Cobb-Leavy asserts similar "failure to" claims against Chief Molineux. However, even if Molineux could be sued for his alleged failings, Defendants argue that Chief Molineux is entitled to qualified immunity from the § 1983 claims against him. The Court agrees.

Qualified immunity protects officials whose "conduct does not violate clearly established statutory or constitutional rights of which a reasonable person would have known" at the time of the incident. Harlow v. Fitzgerald, 457 U.S. 800, 818 (1982). Qualified immunity gives officials immunity from being sued, not just protection from liability. Pearson v. Callahan, 555 U.S. 223, 237 (2009). Because of this, "the Supreme Court repeatedly has stressed the importance of resolving immunity questions at the earliest possible stage in litigation." Thomas v. Independence Twp., 463 F.3d 285, 291 (3d Cir. 2006).

Officials are entitled to qualified immunity "unless a plaintiff pleads facts showing (1) that the official violated a statutory or constitutional right, and (2) that the right was 'clearly established' at the time of the challenged conduct." Mirabella v. Villard, 853 F.3d 641, 648 (3d Cir. 2017) (quoting Ashcroft v. al-Kidd, 563 U.S. 731, 735 (2011)). Courts have discretion to decide which of these "prongs" to address first. Pearson, 555 U.S. at 236.

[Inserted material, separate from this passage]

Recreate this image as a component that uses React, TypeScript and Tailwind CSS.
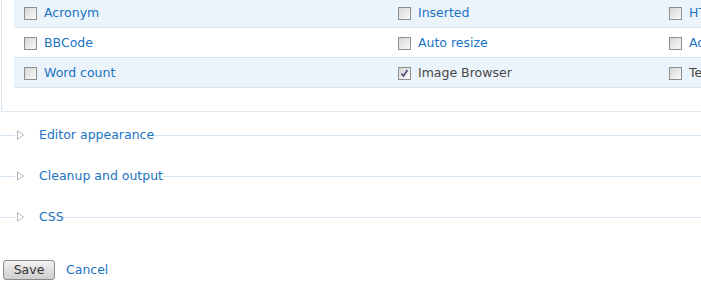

The analysis here can begin and end with the first prong. As discussed earlier, Cobb-Leavy's allegations with regard to the high-speed chase do not establish a violation of a constitutional or statutory right. Thus, Chief Molineux is entitled to qualified immunity and the claims against him must be dismissed.

D. State Law Claims.

Cobb-Leavy also brought claims under the Pennsylvania Constitution and common law negligence. Having dismissed all federal claims which gave it jurisdiction, the Court declines to exercise supplemental jurisdiction over the remaining state law claims.

V. CONCLUSION

For the reasons discussed above, the motion to dismiss is granted. However, the Court will allow Cobb-Leavy to amend her Complaint with respect to claims against the Borough of Yeadon, if possible. An Order consistent with this Memorandum will be docketed separately.